Do this
Search the data for the word "index". Reproduce every line where it is found.

Given data
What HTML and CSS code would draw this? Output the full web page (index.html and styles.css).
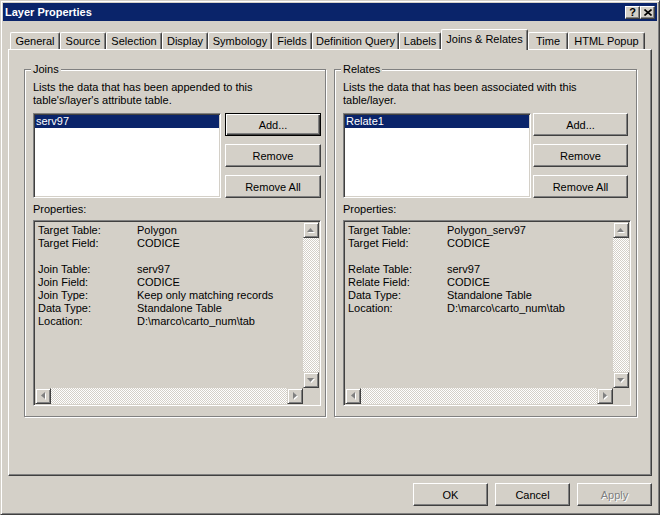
FILE: index.html
```html
<!DOCTYPE html>
<html>
<head>
<meta charset="utf-8">
<title>Layer Properties</title>
<link rel="stylesheet" href="styles.css">
</head>
<body>
<div class="window">
  <div class="titlebar">
    <span class="title">Layer Properties</span>
    <div class="tbtns">
      <span class="tbtn help">?</span>
      <span class="tbtn"><svg width="8" height="7" viewBox="0 0 8 7"><path d="M0.5 0.5 L7.5 6.5 M7.5 0.5 L0.5 6.5" stroke="#000" stroke-width="1.6"/></svg></span>
    </div>
  </div>
  <div class="body">
    <div class="tabs">
      <div class="tab w-general">General</div>
      <div class="tab w-source">Source</div>
      <div class="tab w-selection">Selection</div>
      <div class="tab w-display">Display</div>
      <div class="tab w-symbology">Symbology</div>
      <div class="tab w-fields">Fields</div>
      <div class="tab w-defq">Definition Query</div>
      <div class="tab w-labels">Labels</div>
      <div class="tab sel w-joins">Joins &amp; Relates</div>
      <div class="tab w-time">Time</div>
      <div class="tab w-html">HTML Popup</div>
    </div>
    <div class="panel">
      <div class="group g-joins">
        <span class="glabel">Joins</span>
        <div class="desc">Lists the data that has been appended to this<br>table's/layer's attribute table.</div>
        <div class="row">
          <div class="list sunken"><div class="item">serv97</div></div>
          <div class="btns">
            <div class="btn default">Add...</div>
            <div class="btn">Remove</div>
            <div class="btn">Remove All</div>
          </div>
        </div>
        <div class="plabel">Properties:</div>
        <div class="propbox sunken">
          <div class="ptext">
            <span>Target Table:</span><span>Polygon</span>
            <span>Target Field:</span><span>CODICE</span>
            <span class="blank"></span><span class="blank"></span>
            <span>Join Table:</span><span>serv97</span>
            <span>Join Field:</span><span>CODICE</span>
            <span>Join Type:</span><span>Keep only matching records</span>
            <span>Data Type:</span><span>Standalone Table</span>
            <span>Location:</span><span>D:\marco\carto_num\tab</span>
          </div>
          <div class="vscroll">
            <div class="sbtn"><svg width="8" height="5" viewBox="0 0 8 5"><polygon points="3.5,0 7,4 0,4" fill="#fff" transform="translate(1,1)"/><polygon points="3.5,0 7,4 0,4" fill="#808080"/></svg></div>
            <div class="track"></div>
            <div class="sbtn"><svg width="8" height="5" viewBox="0 0 8 5"><polygon points="0,0 7,0 3.5,4" fill="#fff" transform="translate(1,1)"/><polygon points="0,0 7,0 3.5,4" fill="#808080"/></svg></div>
          </div>
          <div class="hscroll">
            <div class="sbtn"><svg width="5" height="8" viewBox="0 0 5 8"><polygon points="4,0 4,7 0,3.5" fill="#fff" transform="translate(1,1)"/><polygon points="4,0 4,7 0,3.5" fill="#808080"/></svg></div>
            <div class="track"></div>
            <div class="sbtn"><svg width="5" height="8" viewBox="0 0 5 8"><polygon points="0,0 0,7 4,3.5" fill="#fff" transform="translate(1,1)"/><polygon points="0,0 0,7 4,3.5" fill="#808080"/></svg></div>
          </div>
          <div class="corner"></div>
        </div>
      </div>
      <div class="group g-relates">
        <span class="glabel">Relates</span>
        <div class="desc">Lists the data that has been associated with this<br>table/layer.</div>
        <div class="row">
          <div class="list sunken"><div class="item">Relate1</div></div>
          <div class="btns">
            <div class="btn">Add...</div>
            <div class="btn">Remove</div>
            <div class="btn">Remove All</div>
          </div>
        </div>
        <div class="plabel">Properties:</div>
        <div class="propbox sunken">
          <div class="ptext">
            <span>Target Table:</span><span>Polygon_serv97</span>
            <span>Target Field:</span><span>CODICE</span>
            <span class="blank"></span><span class="blank"></span>
            <span>Relate Table:</span><span>serv97</span>
            <span>Relate Field:</span><span>CODICE</span>
            <span>Data Type:</span><span>Standalone Table</span>
            <span>Location:</span><span>D:\marco\carto_num\tab</span>
          </div>
          <div class="vscroll">
            <div class="sbtn"><svg width="8" height="5" viewBox="0 0 8 5"><polygon points="3.5,0 7,4 0,4" fill="#fff" transform="translate(1,1)"/><polygon points="3.5,0 7,4 0,4" fill="#808080"/></svg></div>
            <div class="track"></div>
            <div class="sbtn"><svg width="8" height="5" viewBox="0 0 8 5"><polygon points="0,0 7,0 3.5,4" fill="#fff" transform="translate(1,1)"/><polygon points="0,0 7,0 3.5,4" fill="#808080"/></svg></div>
          </div>
          <div class="hscroll">
            <div class="sbtn"><svg width="5" height="8" viewBox="0 0 5 8"><polygon points="4,0 4,7 0,3.5" fill="#fff" transform="translate(1,1)"/><polygon points="4,0 4,7 0,3.5" fill="#808080"/></svg></div>
            <div class="track"></div>
            <div class="sbtn"><svg width="5" height="8" viewBox="0 0 5 8"><polygon points="0,0 0,7 4,3.5" fill="#fff" transform="translate(1,1)"/><polygon points="0,0 0,7 4,3.5" fill="#808080"/></svg></div>
          </div>
          <div class="corner"></div>
        </div>
      </div>
    </div>
    <div class="footer">
      <div class="btn fbtn">OK</div>
      <div class="btn fbtn">Cancel</div>
      <div class="btn fbtn disabled">Apply</div>
    </div>
  </div>
</div>
</body>
</html>
```
FILE: styles.css
```css
* { box-sizing: border-box; }

body {
  margin: 0;
  background: #d4d0c8;
  font-family: "Liberation Sans", Arial, sans-serif;
  font-size: 11px;
  color: #000;
}

.window {
  width: 660px;
  height: 515px;
  background: #d4d0c8;
  border: 1px solid;
  border-color: #d4d0c8 #404040 #404040 #d4d0c8;
  box-shadow: inset 1px 1px 0 #fff, inset -1px -1px 0 #808080;
  padding: 2px;
  display: flex;
  flex-direction: column;
}

.titlebar {
  height: 18px;
  background: #0a246a;
  color: #fff;
  display: flex;
  align-items: center;
  justify-content: space-between;
  padding: 0 2px 0 2px;
}
.title { font-weight: bold; font-size: 11px; }
.tbtns { display: flex; gap: 0; }
.tbtn {
  width: 15px;
  height: 13px;
  background: #d4d0c8;
  border: 1px solid;
  border-color: #fff #404040 #404040 #fff;
  box-shadow: inset -1px -1px 0 #808080;
  display: flex;
  align-items: center;
  justify-content: center;
  color: #000;
}
.tbtn.help { font-weight: bold; font-size: 11px; line-height: 11px; }

.body {
  flex: 1;
  display: flex;
  flex-direction: column;
  padding: 0 5px;
}

.tabs {
  display: flex;
  align-items: flex-end;
  height: 20px;
  margin: 8px 0 0 2px;
}
.tab {
  height: 17px;
  border-top: 1px solid #fff;
  border-left: 1px solid #fff;
  border-right: 1px solid #404040;
  box-shadow: inset -1px 0 0 #808080;
  border-radius: 2px 2px 0 0;
  display: flex;
  align-items: center;
  justify-content: center;
  white-space: nowrap;
}
.tab.sel {
  height: 21px;
  margin-bottom: -1px;
  position: relative;
  z-index: 2;
  background: #d4d0c8;
  padding-bottom: 2px;
}
.w-general { width: 50px; }
.w-source { width: 46px; }
.w-selection { width: 56px; }
.w-display { width: 46px; }
.w-symbology { width: 64px; }
.w-fields { width: 40px; }
.w-defq { width: 87px; }
.w-labels { width: 42px; }
.w-joins { width: 87px; }
.w-time { width: 40px; }
.w-html { width: 77px; }

.panel {
  height: 427px;
  border-top: 1px solid #fff;
  border-left: 1px solid #fff;
  border-right: 1px solid #404040;
  border-bottom: 1px solid #404040;
  box-shadow: inset -1px -1px 0 #808080;
  padding: 19px 0 0 15px;
  display: flex;
  gap: 8px;
  align-items: flex-start;
}

.group {
  height: 348px;
  border: 1px solid #808080;
  box-shadow: inset 1px 1px 0 #fff, 1px 1px 0 #fff;
  padding: 0 4px 9px 8px;
  display: flex;
  flex-direction: column;
}
.g-joins { width: 302px; }
.g-relates { width: 303px; padding-right: 5px; }
.g-relates .row { gap: 2px; }
.g-relates .btns { width: 95px; }

.glabel {
  align-self: flex-start;
  margin: -7px 0 0 -2px;
  padding: 0 2px;
  background: #d4d0c8;
  line-height: 13px;
}
.desc { margin-top: 5px; line-height: 13px; }

.row { display: flex; gap: 4px; margin-top: 6px; }

.sunken {
  border: 1px solid;
  border-color: #808080 #fff #fff #808080;
  box-shadow: inset 1px 1px 0 #404040, inset -1px -1px 0 #d4d0c8;
}
.list {
  width: 188px;
  height: 85px;
  background: #fff;
  padding: 1px;
}
.item {
  background: #0a246a;
  color: #fff;
  line-height: 13px;
  padding-left: 1px;
}

.btns { display: flex; flex-direction: column; gap: 8px; width: 96px; }
.btn {
  height: 23px;
  background: #d4d0c8;
  border: 1px solid;
  border-color: #fff #404040 #404040 #fff;
  box-shadow: inset -1px -1px 0 #808080;
  display: flex;
  align-items: center;
  justify-content: center;
}
.btn.default {
  border-color: #000;
  box-shadow: inset 1px 1px 0 #fff, inset -1px -1px 0 #404040, inset -2px -2px 0 #808080;
}

.plabel { margin-top: 5px; line-height: 13px; }

.propbox {
  margin-top: 4px;
  height: 186px;
  padding: 1px;
  background: #d4d0c8;
  display: grid;
  grid-template-columns: 1fr 16px;
  grid-template-rows: 1fr 16px;
}
.ptext {
  padding: 2px 0 0 3px;
  display: grid;
  grid-template-columns: 99px auto;
  align-content: start;
  line-height: 13px;
  white-space: nowrap;
  overflow: hidden;
}
.blank { height: 13px; }

.vscroll { display: flex; flex-direction: column; }
.hscroll { display: flex; }
.track {
  flex: 1;
  background-color: #fff;
  background-image: repeating-conic-gradient(#d4d0c8 0 25%, #fff 0 50%);
  background-size: 2px 2px;
}
.sbtn {
  width: 16px;
  height: 16px;
  flex: none;
  background: #d4d0c8;
  border: 1px solid;
  border-color: #d4d0c8 #404040 #404040 #d4d0c8;
  box-shadow: inset 1px 1px 0 #fff, inset -1px -1px 0 #808080;
  display: flex;
  align-items: center;
  justify-content: center;
}
.sbtn svg { display: block; }
.corner { background: #d4d0c8; }

.footer {
  display: flex;
  justify-content: flex-end;
  gap: 7px;
  margin-top: 7px;
}
.fbtn { width: 75px; }
.btn.disabled { color: #808080; text-shadow: 1px 1px 0 #fff; }
```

Exercise response
What HTML and CSS code would draw this? Output the full web page (index.html and styles.css).
FILE: index.html
  z-index: 2;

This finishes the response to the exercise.